■ **INFORMATION SHOWN**
——————
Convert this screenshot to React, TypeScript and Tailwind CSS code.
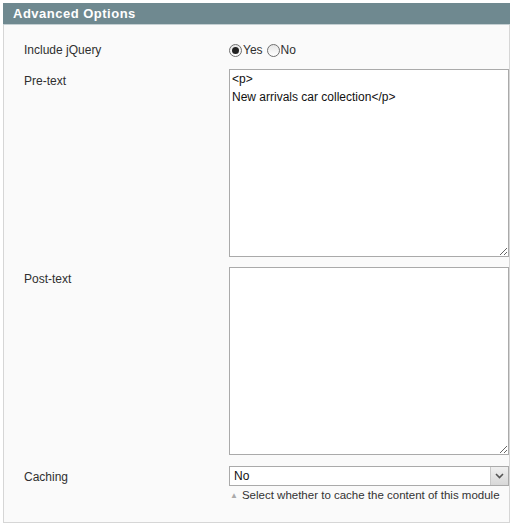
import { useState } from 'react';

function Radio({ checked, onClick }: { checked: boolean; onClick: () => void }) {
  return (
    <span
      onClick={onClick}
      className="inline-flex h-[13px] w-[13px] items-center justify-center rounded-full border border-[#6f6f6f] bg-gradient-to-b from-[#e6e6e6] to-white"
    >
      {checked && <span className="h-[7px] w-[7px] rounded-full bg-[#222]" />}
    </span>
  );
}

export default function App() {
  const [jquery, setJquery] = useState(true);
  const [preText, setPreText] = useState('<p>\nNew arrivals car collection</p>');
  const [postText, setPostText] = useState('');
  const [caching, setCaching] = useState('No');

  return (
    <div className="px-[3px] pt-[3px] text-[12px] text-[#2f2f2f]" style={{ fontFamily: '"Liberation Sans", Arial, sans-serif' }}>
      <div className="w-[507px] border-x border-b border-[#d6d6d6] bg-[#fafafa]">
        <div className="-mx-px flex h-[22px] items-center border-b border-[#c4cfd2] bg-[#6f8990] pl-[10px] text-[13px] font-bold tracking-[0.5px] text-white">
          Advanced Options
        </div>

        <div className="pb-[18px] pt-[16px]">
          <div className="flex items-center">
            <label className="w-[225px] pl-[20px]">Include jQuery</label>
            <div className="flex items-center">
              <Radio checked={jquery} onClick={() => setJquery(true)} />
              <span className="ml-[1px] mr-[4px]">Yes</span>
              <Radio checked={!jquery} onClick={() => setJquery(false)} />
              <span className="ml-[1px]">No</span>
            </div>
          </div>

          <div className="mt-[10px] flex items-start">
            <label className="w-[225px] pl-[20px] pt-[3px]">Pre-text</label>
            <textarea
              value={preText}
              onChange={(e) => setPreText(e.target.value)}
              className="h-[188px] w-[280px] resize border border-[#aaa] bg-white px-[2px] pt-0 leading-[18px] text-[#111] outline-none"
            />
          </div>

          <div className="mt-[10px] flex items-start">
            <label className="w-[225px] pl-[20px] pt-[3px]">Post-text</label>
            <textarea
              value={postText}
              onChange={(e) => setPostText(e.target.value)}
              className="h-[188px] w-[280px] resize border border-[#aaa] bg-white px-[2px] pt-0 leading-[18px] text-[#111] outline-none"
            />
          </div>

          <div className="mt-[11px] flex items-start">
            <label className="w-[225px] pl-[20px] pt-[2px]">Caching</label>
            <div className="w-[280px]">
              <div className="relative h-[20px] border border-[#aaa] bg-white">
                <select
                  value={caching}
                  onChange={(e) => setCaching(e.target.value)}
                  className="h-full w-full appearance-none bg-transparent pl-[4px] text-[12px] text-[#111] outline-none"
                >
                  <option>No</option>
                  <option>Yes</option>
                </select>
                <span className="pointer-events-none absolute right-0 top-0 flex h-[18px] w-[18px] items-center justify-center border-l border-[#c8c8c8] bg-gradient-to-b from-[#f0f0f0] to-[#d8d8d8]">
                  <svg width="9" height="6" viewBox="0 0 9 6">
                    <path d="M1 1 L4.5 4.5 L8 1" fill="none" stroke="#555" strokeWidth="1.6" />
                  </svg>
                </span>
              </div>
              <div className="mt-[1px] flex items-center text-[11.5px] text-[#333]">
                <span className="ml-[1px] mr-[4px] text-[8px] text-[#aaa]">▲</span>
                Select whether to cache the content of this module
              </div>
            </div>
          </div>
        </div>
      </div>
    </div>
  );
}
——————
■ **WHAT TO PRODUCE**
Provide solely the number of lines in the data that include the word "this".

■ **RESULT OF THE EXERCISE**
2